Problem to solve
Find every line in the records below that holds the word "drawn", and copy each one.

Recorded data

──────────

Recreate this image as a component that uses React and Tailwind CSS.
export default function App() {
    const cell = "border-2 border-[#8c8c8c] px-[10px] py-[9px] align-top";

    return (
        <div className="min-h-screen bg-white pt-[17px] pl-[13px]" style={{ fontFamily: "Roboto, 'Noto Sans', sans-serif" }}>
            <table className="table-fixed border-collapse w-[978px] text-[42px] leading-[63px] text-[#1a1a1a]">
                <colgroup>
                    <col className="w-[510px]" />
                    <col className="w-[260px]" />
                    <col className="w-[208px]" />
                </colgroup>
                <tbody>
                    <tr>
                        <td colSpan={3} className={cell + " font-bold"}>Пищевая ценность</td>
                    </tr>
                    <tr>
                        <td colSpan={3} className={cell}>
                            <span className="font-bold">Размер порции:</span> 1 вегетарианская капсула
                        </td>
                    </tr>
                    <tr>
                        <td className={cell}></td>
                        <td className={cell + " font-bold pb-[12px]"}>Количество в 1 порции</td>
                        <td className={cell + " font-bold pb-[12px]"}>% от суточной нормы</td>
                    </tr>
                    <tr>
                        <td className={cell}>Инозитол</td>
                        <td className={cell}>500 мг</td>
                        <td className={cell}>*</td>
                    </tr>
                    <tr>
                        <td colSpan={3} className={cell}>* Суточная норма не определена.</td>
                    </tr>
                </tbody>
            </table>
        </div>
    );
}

──────────

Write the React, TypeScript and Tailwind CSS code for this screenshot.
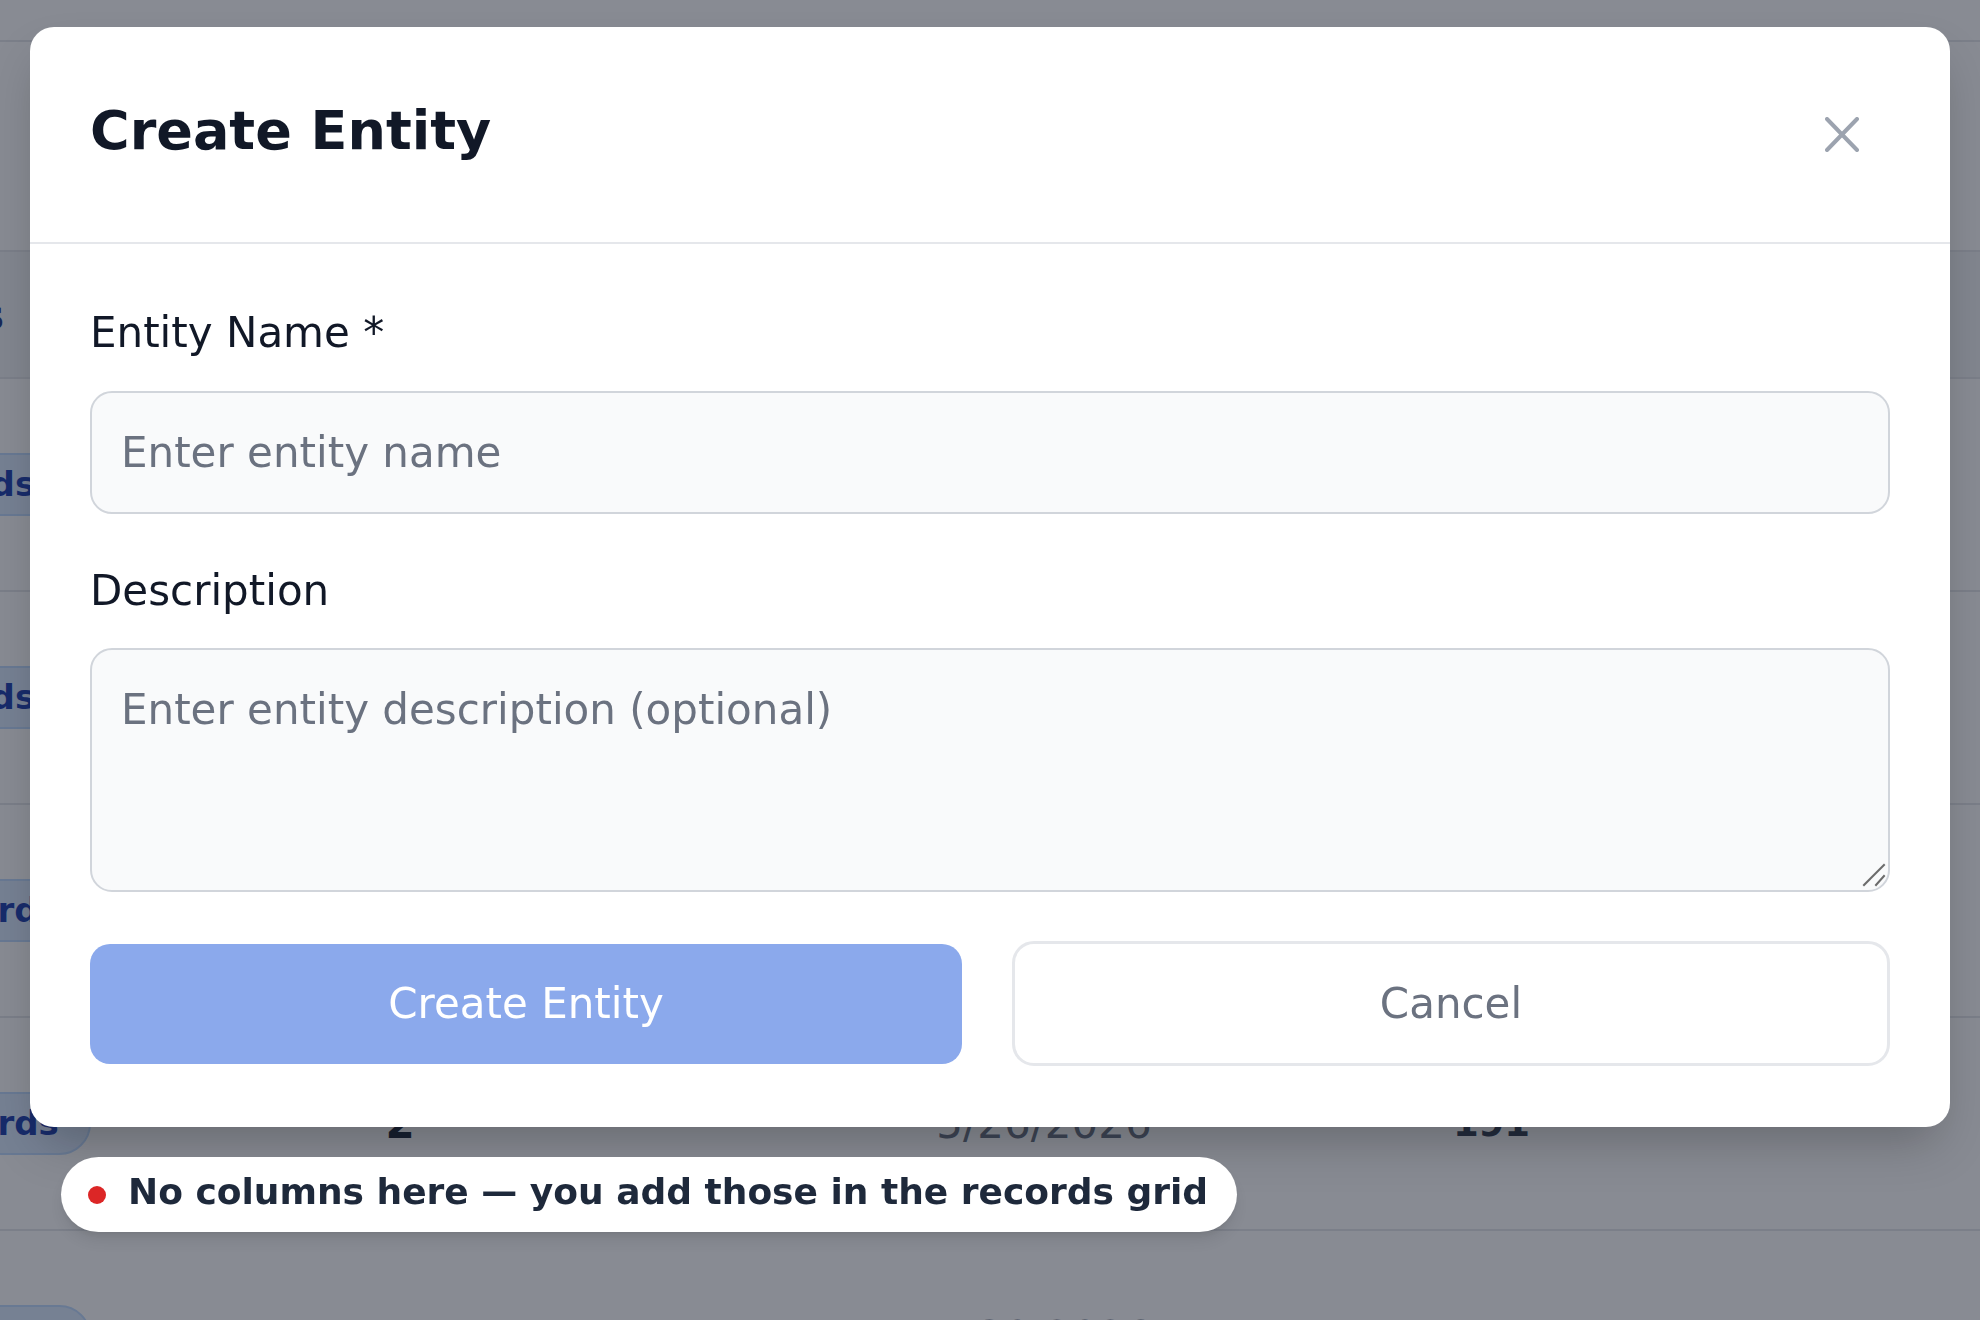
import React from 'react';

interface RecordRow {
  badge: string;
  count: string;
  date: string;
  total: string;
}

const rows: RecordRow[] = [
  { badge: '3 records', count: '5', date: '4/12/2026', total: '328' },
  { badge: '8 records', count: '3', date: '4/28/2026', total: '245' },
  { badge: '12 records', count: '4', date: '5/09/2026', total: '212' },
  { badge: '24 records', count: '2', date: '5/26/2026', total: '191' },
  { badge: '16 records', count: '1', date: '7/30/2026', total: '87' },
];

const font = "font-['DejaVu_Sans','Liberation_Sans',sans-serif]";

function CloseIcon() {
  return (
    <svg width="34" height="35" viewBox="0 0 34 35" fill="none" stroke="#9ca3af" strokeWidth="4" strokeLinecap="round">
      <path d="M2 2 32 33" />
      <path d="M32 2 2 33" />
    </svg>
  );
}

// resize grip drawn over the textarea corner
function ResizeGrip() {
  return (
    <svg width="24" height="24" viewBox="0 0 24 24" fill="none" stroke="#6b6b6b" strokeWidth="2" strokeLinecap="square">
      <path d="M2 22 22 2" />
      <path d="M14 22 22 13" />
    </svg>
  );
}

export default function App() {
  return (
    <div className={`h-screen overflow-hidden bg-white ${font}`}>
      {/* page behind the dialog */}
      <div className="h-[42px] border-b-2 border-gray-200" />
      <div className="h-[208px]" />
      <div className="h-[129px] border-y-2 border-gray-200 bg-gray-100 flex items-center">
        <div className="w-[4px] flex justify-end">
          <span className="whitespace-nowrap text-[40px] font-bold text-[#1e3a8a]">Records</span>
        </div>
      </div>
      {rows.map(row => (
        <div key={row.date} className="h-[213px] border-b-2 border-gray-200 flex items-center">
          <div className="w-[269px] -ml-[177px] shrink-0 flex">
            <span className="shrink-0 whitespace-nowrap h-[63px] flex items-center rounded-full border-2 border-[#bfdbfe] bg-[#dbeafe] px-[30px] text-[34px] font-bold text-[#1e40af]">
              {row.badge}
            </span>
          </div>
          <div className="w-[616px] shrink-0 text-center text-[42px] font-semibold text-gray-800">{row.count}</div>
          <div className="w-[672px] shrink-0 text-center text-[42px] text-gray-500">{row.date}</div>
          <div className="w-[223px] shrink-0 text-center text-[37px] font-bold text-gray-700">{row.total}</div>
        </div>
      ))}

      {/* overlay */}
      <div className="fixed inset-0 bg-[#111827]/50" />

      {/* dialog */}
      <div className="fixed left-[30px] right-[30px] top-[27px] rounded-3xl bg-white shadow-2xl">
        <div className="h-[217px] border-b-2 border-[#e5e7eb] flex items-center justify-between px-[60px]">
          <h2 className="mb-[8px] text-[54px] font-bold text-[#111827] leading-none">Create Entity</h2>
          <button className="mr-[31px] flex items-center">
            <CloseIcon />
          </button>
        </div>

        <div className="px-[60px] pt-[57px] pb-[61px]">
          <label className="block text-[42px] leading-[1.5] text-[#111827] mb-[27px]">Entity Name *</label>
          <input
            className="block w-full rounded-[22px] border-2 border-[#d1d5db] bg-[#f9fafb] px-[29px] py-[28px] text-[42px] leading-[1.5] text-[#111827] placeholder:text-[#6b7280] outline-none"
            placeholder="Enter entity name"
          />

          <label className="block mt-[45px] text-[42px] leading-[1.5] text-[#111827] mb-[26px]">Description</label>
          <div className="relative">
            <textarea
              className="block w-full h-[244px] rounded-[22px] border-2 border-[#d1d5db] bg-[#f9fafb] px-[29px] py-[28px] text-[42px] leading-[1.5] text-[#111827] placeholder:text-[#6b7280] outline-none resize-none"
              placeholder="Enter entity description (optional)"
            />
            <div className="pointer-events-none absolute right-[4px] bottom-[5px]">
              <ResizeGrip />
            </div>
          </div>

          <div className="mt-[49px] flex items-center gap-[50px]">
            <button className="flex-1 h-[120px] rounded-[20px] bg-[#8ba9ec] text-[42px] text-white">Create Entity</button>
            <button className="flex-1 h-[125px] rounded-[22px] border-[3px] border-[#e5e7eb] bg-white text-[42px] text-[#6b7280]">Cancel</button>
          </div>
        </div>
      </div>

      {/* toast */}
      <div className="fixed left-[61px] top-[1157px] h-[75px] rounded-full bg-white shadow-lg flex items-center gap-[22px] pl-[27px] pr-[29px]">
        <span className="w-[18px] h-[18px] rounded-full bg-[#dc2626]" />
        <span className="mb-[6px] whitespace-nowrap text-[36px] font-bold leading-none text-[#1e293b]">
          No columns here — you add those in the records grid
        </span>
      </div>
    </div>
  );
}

──────────

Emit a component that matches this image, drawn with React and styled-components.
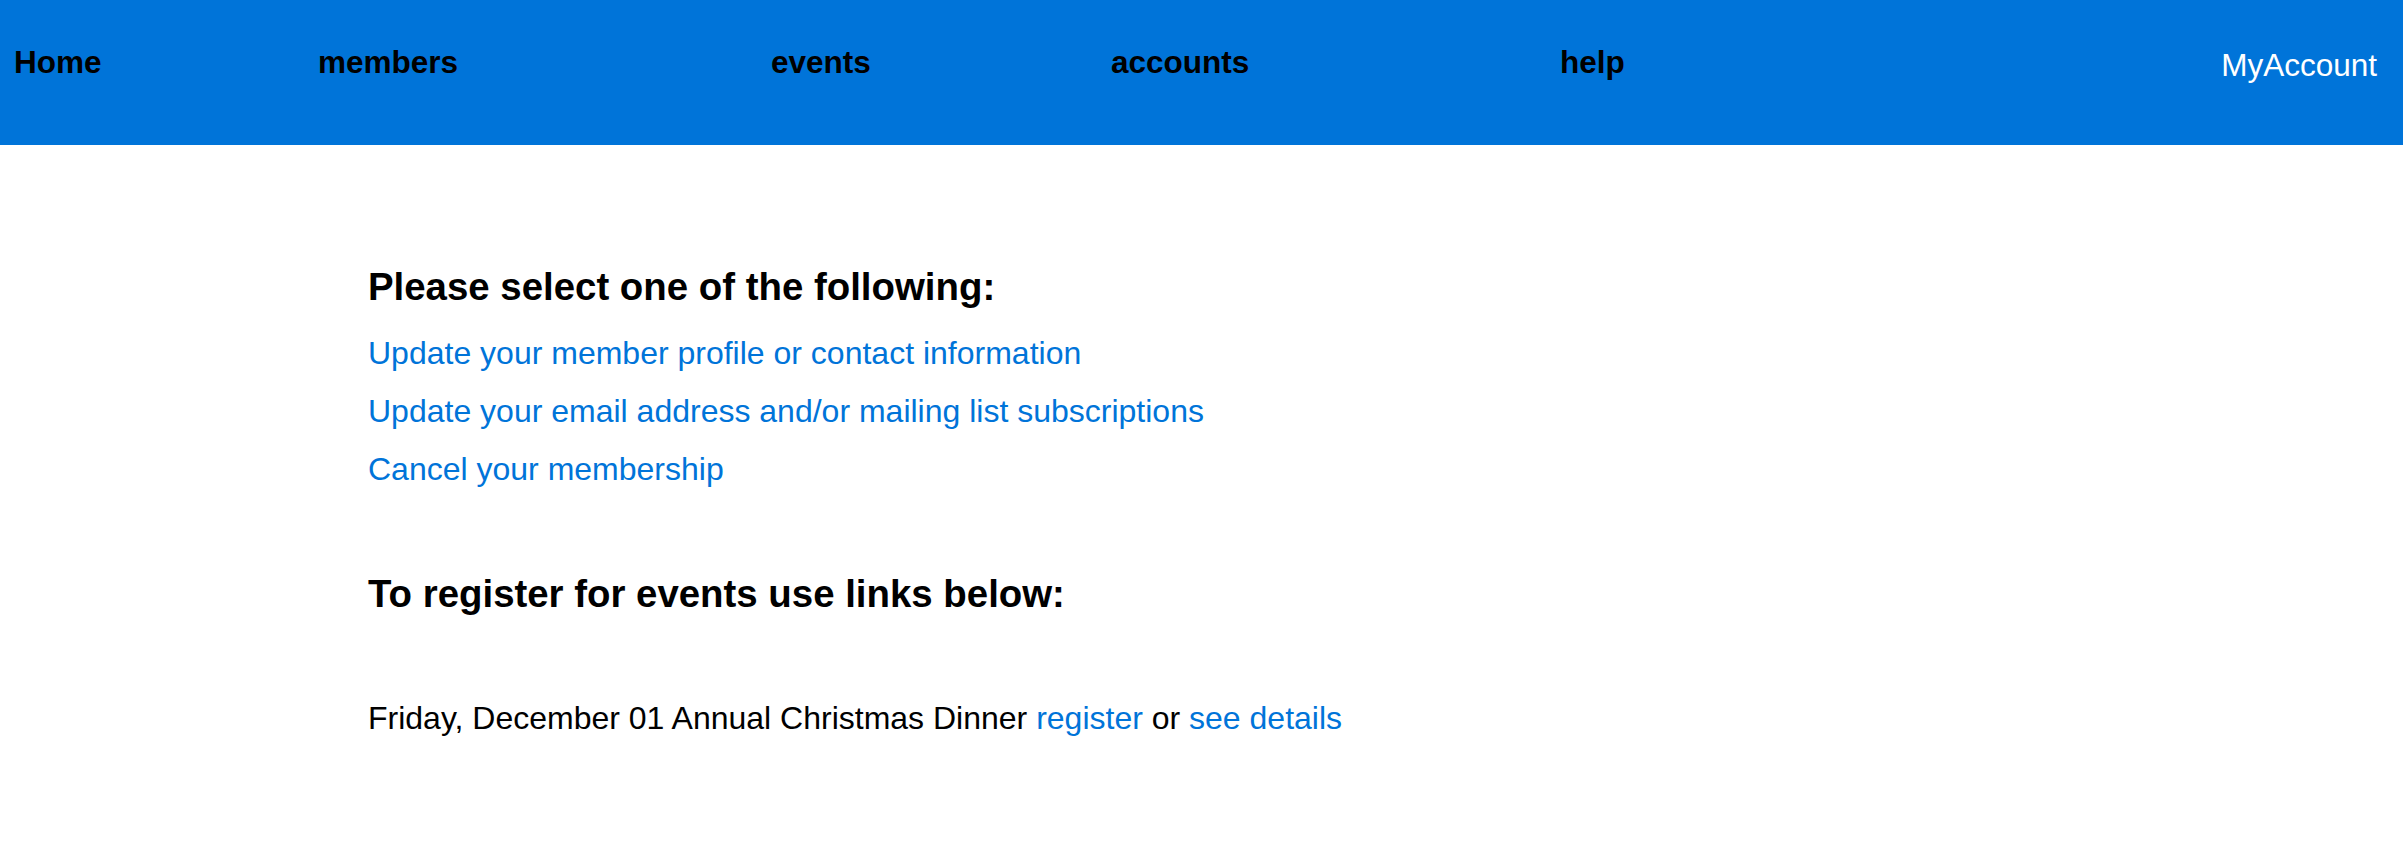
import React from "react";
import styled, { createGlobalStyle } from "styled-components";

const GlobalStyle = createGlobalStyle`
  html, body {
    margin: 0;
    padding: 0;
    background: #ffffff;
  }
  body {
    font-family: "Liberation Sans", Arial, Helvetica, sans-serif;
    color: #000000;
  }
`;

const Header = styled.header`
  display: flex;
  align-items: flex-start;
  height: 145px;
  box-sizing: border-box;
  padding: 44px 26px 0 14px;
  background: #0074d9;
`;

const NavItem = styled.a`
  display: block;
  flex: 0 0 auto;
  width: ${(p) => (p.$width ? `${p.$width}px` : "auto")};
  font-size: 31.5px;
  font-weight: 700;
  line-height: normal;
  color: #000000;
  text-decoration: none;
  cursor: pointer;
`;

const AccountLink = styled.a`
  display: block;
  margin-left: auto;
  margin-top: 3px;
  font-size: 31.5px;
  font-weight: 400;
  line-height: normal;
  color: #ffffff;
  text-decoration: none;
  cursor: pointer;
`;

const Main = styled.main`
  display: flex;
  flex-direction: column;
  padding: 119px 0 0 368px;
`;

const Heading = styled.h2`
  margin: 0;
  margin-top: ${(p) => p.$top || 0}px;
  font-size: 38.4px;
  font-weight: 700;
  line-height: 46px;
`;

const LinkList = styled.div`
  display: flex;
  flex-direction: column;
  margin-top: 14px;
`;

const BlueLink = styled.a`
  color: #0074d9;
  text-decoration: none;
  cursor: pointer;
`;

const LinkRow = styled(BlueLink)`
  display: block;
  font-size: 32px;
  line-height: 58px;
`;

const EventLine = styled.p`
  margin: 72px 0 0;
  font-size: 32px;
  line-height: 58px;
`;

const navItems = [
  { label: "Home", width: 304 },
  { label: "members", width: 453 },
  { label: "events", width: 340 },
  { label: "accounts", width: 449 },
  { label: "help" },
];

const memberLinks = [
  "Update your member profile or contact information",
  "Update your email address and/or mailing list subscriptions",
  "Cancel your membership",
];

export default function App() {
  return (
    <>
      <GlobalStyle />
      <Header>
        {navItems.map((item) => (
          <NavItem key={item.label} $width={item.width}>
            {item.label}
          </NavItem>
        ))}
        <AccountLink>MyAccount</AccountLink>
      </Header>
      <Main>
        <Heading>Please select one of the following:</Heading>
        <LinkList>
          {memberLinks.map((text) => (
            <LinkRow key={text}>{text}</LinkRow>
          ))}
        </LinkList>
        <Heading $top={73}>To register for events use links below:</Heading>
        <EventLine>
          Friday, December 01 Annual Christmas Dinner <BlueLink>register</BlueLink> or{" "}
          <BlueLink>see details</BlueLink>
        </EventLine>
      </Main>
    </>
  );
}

──────────

Written solution
// resize grip drawn over the textarea corner
Emit a component that matches this image, drawn with React and styled-components.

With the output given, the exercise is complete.